Equally, agents tell non-fiction writers that they need to have a platform, need to be known, have engagements, spend their time building a career that a book will then be a part of-

.... whereas in the real world (I'm a copy editor. I market myself to publishers. I read publishers' websites. Lots of them. Most of them say 'if you have an interesting idea, contact us') there might be a small market segment where 'platform' sells books (cooking, self-help) but there *still* are publishers, even in those segments, who'll look at the content and the credentials and decide whether to publish or not based on that.

Yet, if you read agency websites, you sometimes get the impression that writers - people who spend their energy writing books - need not apply for a writing career. This isn't helping the industry, because ultimately, readers aren't stupid. They'll buy only so many bad books.

We know *exactly* how many copies pure self-marketing sells. Every self-published title proves it. To go beyond 500 copies, you need to have a good product, a book that other people *want* to reccommend to _their_ friends.

Sorry for the rant.

[identity profile] damara.livejournal.com 2010-10-12 02:27 am (UTC)(link)
"And that's one immediate point because a publisher is waiting for our next three proposals, and I've only got one in the can."

I have only one thing to say: YAYYYY!

(Anonymous) 2010-10-12 03:44 am (UTC)(link)
While I can understand the business thought process of using a screening tool to determine which writers to works with, I thought that using the inadequate proxy of web site flash, bang and gang instead of evaluating the real product (words that readers will pay money for) only makes sense if you advertently understand the purpose of the exercise.
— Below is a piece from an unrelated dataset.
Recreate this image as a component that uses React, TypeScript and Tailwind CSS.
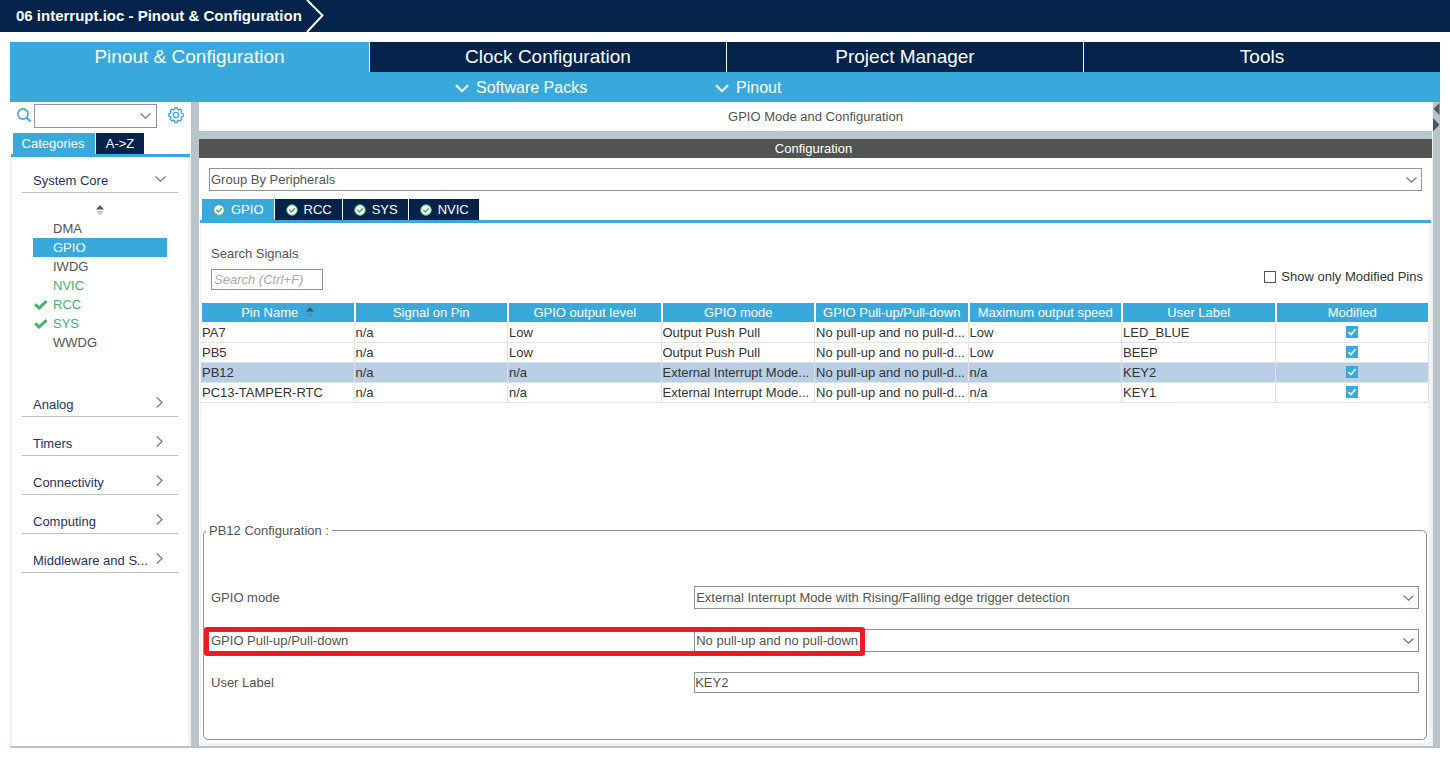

I thought the selection process was supposed to be part of the value add- that only authors I have a high probability of liking make it to the shelves. As a rule, when choosing specialists, one doesn't grade them on other proficiencies.

I suppose its part of the current trend where every person has to always market themselves and extroverts have louder voices in the decision making process.
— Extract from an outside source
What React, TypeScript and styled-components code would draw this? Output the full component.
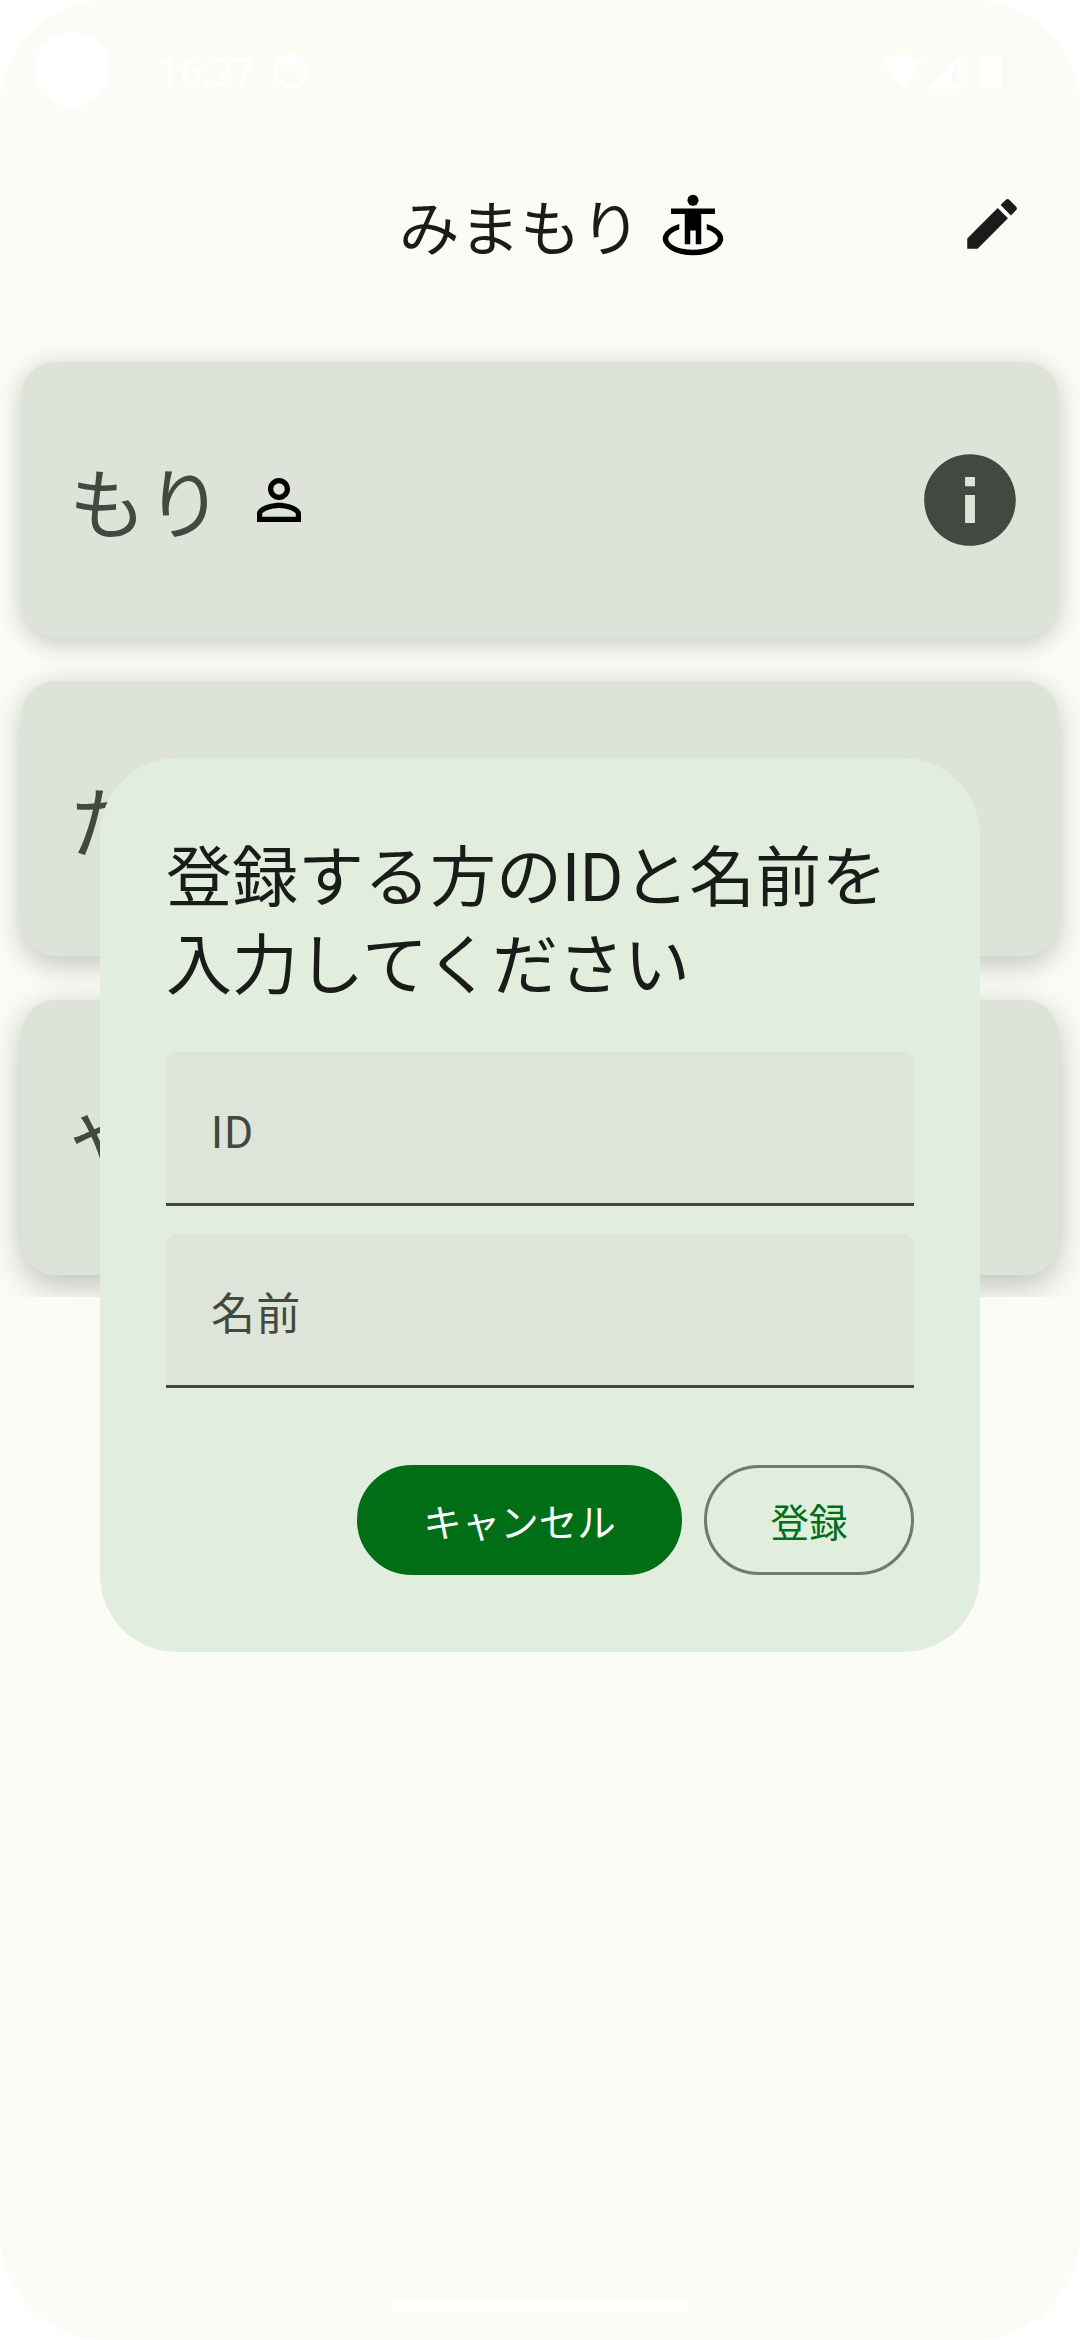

I once listened to a discussion on small businesses and the speaker made the point that isn't the product that matters, beyond a minimal point, it was marketing and delivery and ....

This reminds me of the industrial food movement, where food items are bred to be easy to process and ship, not be healthy to eat and taste fantastic.

Arrogance is not the same as competence.

Bob

[identity profile] gilraen2.livejournal.com 2010-10-12 02:24 pm (UTC)(link)
I am SO glad you said this, Steve! I'm not a writer, I'm a reader. I buy books that I want to read. I read about 100 books a year. I buy about 50-80 books a year. I follow you and Sharon on LJ because I am interested in you as people - not necessarily because you write books that I know I will enjoy. I like the fact that you talk about cats, weather, the day job, books YOU have read, and the number of day lilies in the garden. I don't follow people who just talk about what they are writing even if I intend to buy their book when it comes out. And you know, before there was an internet, I still bought and read books. If the internet stopped tomorrow - I'd have even more time and money to buy and read books.

Rock ON

(Anonymous) 2010-10-13 07:46 pm (UTC)(link)
Welcome back - I just got back from toasty warm (?!?) Wisconsin myself.

I always get VERY uneasy when I hear someone try the non-traditional publishing route - even if they are a semi-established mid-list author. Getting books into the distribution chain is HARD when you have no connections. (I'm speaking as a bookseller.)

Now, the social media thing is pure marketing and it's a flash-in-the-pan. These publishing-marketers are looking for authors who can do their marketing job for them. Lazy bums. Now the author has to hire a publicist for this stuff. Used to be the publisher did this kind of thing. 5 years from now it won't be facebook and twitter - it'll be something we haven't seen yet.

One last thing before I get off the soapbox...flash is not ADA compliant (in addition to being a blight on good taste) and will make your website inaccessible to a number of demographics you'd want.

3 book proposals? Can I just say, SQEEEE?!
Now to try and stop drooling - these are probably 2 years out, right? OKfine.